Arcobacter is, however, generally considered to be quite susceptible to traditional wastewater treatment (see Section 3.0; Table 5), though exceptions have been noted (Cai et al., 2014; Webb et al., 2016b). In addition, chlorine is highly effective at inactivation of Arcobacter. As little as 5 minutes in chlorinated drinking water can reduce culturable A. butzleri levels by >5 log10 (Table 4; Moreno et al., 2004). Traditional drinking water treatment typically involves chlorination, and removal of Arcobacter by traditional drinking water treatment/disinfection has been shown to be highly effective (as assayed by culture) (Collado et al., 2010). Despite treatment efficacy for removal of Arcobacter, recontamination may occur and result in outbreaks as noted above (Ertas et al., 2010; Collado and Figueras, 2011; Jalava et al., 2014).
Soil treatment units (STU) receiving effluent from private septic tanks have been reported to be highly effective at removal of culturable Arcobacter (Tomaras et al., 2009).
The average reduction of Arcobacter after secondary treatment via lagooning has been reported to be ~99.99% (Fernandez-Cassi et al., 2016; Table 5).
The efficacy of treatment works can also be monitored using NGS approaches, by observing the removal of certain bacterial genera. For example, the Shatin WWTP in Hong Kong was shown to be highly effective at removing certain genera (Streptococcus, Enterococcus, Blautia), while others, including Arcobacter, were less susceptible to the biological treatment (Cai et al., 2014). In this study, Arcobacter was found to be the 4th most prevalent genus in treated effluent, though NGS technology does not offer insight into the viability of these bacteria. In a recent study, Arcobacter was reported as one of the most prevalent genera in the influent samples to the WWTPs studied (Gonzalez-Martinez et al., 2016). Arcobacter was the most abundant genus in the bioreactor (28%) and together with Bacteroides (25%) represented more than 50% of the total bacterial population.
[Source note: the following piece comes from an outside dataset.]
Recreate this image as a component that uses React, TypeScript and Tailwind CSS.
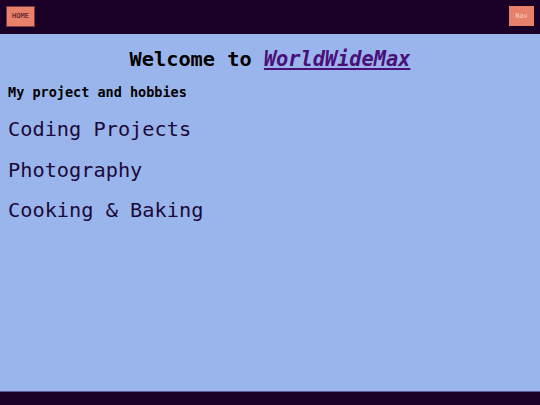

The potential ecological role attributed to Arcobacter in the bioreactor was BOD removal and de-nitrification (Gonzalez-Martinez et al., 2016).
Non-quantitative studies using culture enrichment and PCR have been able to isolate different Arcobacter spp. from secondary-treated wastewater effluent (Moreno et al., 2003; González et al., 2007, 2010; Collado et al., 2010; Levican et al., 2016). Average density of Arcobacter in a secondary treated water effluent entering a tertiary lagoon was 7.51x106 MPN/100 mL (Fernandez-Cassi et al., 2016) but higher values have also been reported (Levican et al., 2016). Despite the fact that significant numbers of viable Arcobacter may be released in secondary treated wastewater, drinking water treatment has been shown to be effective at removal of Arcobacter (Collado et al., 2010). For example, secondary treated wastewater containing live Arcobacter supplied to the intake of a drinking water treatment plant (DWTP), resulted in non-detects following flocculation, filtration, ozonation and chlorination treatment (Collado et al., 2010).
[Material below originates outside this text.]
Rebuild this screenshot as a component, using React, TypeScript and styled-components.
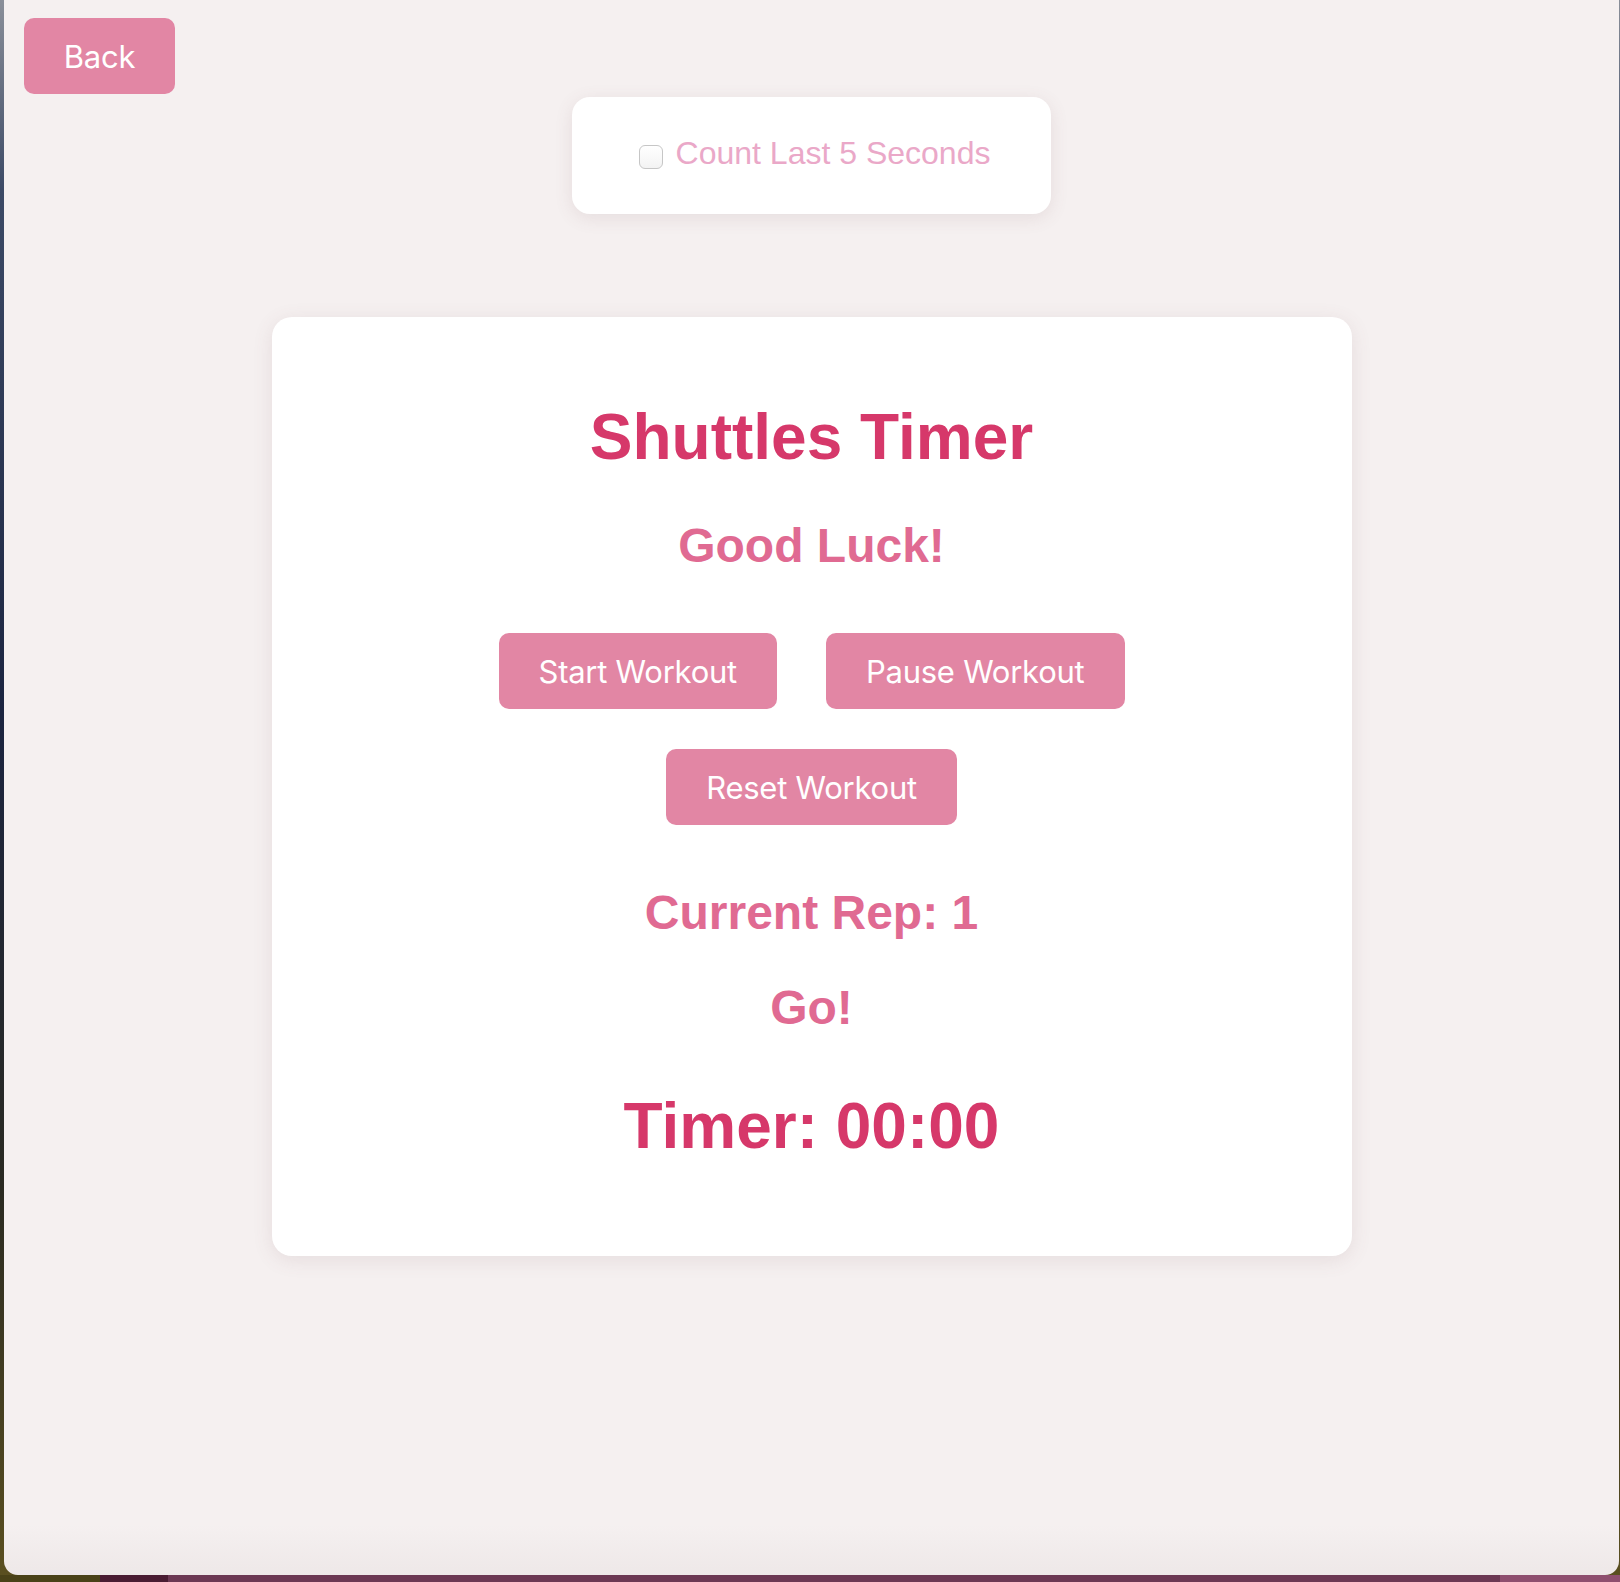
import React from "react";
import styled, { createGlobalStyle } from "styled-components";

const GlobalStyle = createGlobalStyle`
  html, body {
    margin: 0;
    padding: 0;
    background: #1c2438;
  }
  #root {
    min-height: 1582px;
  }
  * { box-sizing: border-box; }
`;

const Desktop = styled.div`
  display: flex;
  flex-direction: column;
  min-height: 1582px;
  background: linear-gradient(
    to bottom,
    #8a8f99 0%,
    #3c4a66 12%,
    #1b2440 45%,
    #2a2a22 75%,
    #5b5020 100%
  );
`;

const Window = styled.div`
  flex: 1;
  display: flex;
  flex-direction: column;
  margin-left: 4px;
  margin-right: 1px;
  padding: 18px 20px 0;
  border-radius: 0 0 14px 14px;
  background: linear-gradient(
    to bottom,
    #f5f0f0 0%,
    #f5f0f0 calc(100% - 50px),
    #eee8e8 100%
  );
`;

const StatusBar = styled.div`
  display: flex;
  height: 7px;
`;

const StatusSegment = styled.div<{ $w?: number; $bg: string }>`
  flex: ${(p) => (p.$w ? `0 0 ${p.$w}px` : "1")};
  background: ${(p) => p.$bg};
`;

const PinkButton = styled.button`
  height: 76px;
  padding: 0 40px;
  border: none;
  border-radius: 10px;
  background: #e286a4;
  color: #ffffff;
  font-family: "Inter", "Noto Sans", sans-serif;
  font-size: 31px;
  font-weight: 400;
  letter-spacing: -0.25px;
  line-height: 78px;
  cursor: pointer;
  white-space: nowrap;
`;

const BackButton = styled(PinkButton)`
  align-self: flex-start;
  width: 151px;
  padding: 0;
`;

const SettingsCard = styled.div`
  align-self: center;
  display: flex;
  align-items: center;
  margin-top: 3px;
  padding: 38px 61px 42px 67px;
  background: #ffffff;
  border-radius: 18px;
  box-shadow: 0 4px 18px rgba(120, 80, 90, 0.12);
`;

const CheckBox = styled.input`
  appearance: none;
  -webkit-appearance: none;
  width: 24px;
  height: 24px;
  margin: 7px 13px 0 0;
  border: 1px solid #c6c6c6;
  border-radius: 6px;
  background: linear-gradient(#ffffff, #f3f3f3);
`;

const CheckLabel = styled.label`
  font-family: "Liberation Sans", Arial, sans-serif;
  font-size: 32px;
  line-height: 37px;
  color: #eaa8c8;
`;

const TimerCard = styled.div`
  align-self: center;
  width: 1080px;
  margin-top: 103px;
  padding: 84px 40px 92px;
  display: flex;
  flex-direction: column;
  align-items: center;
  background: #ffffff;
  border-radius: 20px;
  box-shadow: 0 4px 20px rgba(120, 80, 90, 0.12);
`;

const BigHeading = styled.h1<{ $mt?: number }>`
  margin: ${(p) => p.$mt ?? 0}px 0 0;
  font-family: "Liberation Sans", Arial, sans-serif;
  font-weight: 700;
  font-size: 64px;
  line-height: 1.15;
  color: #d6386a;
`;

const SubHeading = styled.h2<{ $mt: number }>`
  margin: ${(p) => p.$mt}px 0 0;
  font-family: "Liberation Sans", Arial, sans-serif;
  font-weight: 700;
  font-size: 48px;
  line-height: 1.15;
  color: #e06a92;
`;

const ButtonGroup = styled.div`
  margin-top: 60px;
  display: flex;
  flex-direction: column;
  align-items: center;
  gap: 40px;
`;

const ButtonRow = styled.div`
  display: flex;
  justify-content: center;
  gap: 49px;
`;

export default function App() {
  return (
    <>
      <GlobalStyle />
      <Desktop>
        <Window>
          <BackButton>Back</BackButton>
          <SettingsCard>
            <CheckBox type="checkbox" id="count-last" />
            <CheckLabel htmlFor="count-last">Count Last 5 Seconds</CheckLabel>
          </SettingsCard>
          <TimerCard>
            <BigHeading>Shuttles Timer</BigHeading>
            <SubHeading $mt={43}>Good Luck!</SubHeading>
            <ButtonGroup>
              <ButtonRow>
                <PinkButton>Start Workout</PinkButton>
                <PinkButton>Pause Workout</PinkButton>
              </ButtonRow>
              <ButtonRow>
                <PinkButton>Reset Workout</PinkButton>
              </ButtonRow>
            </ButtonGroup>
            <SubHeading $mt={60}>Current Rep: 1</SubHeading>
            <SubHeading $mt={40}>Go!</SubHeading>
            <BigHeading $mt={55}>Timer: 00:00</BigHeading>
          </TimerCard>
        </Window>
        <StatusBar>
          <StatusSegment $w={100} $bg="#4a4218" />
          <StatusSegment $w={68} $bg="#4a1c32" />
          <StatusSegment $bg="#6c3853" />
          <StatusSegment $w={120} $bg="#8e4e6e" />
        </StatusBar>
      </Desktop>
    </>
  );
}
Activated sludge treatment is effective at removal of Campylobacter, but Arcobacter only displayed a 2 log10 removal following clarification, while actually increasing by 2 log10 during the activation stage (Stampi et al., 1999). An earlier report looking specifically at A. cryaerophilus only showed a 1 log10 removal of culturable cells (Stampi et al., 1993). As there is a variety of Arcobacter spp. in sewage, this data may not be representative activated sludge treatment efficacy on different arcobacters.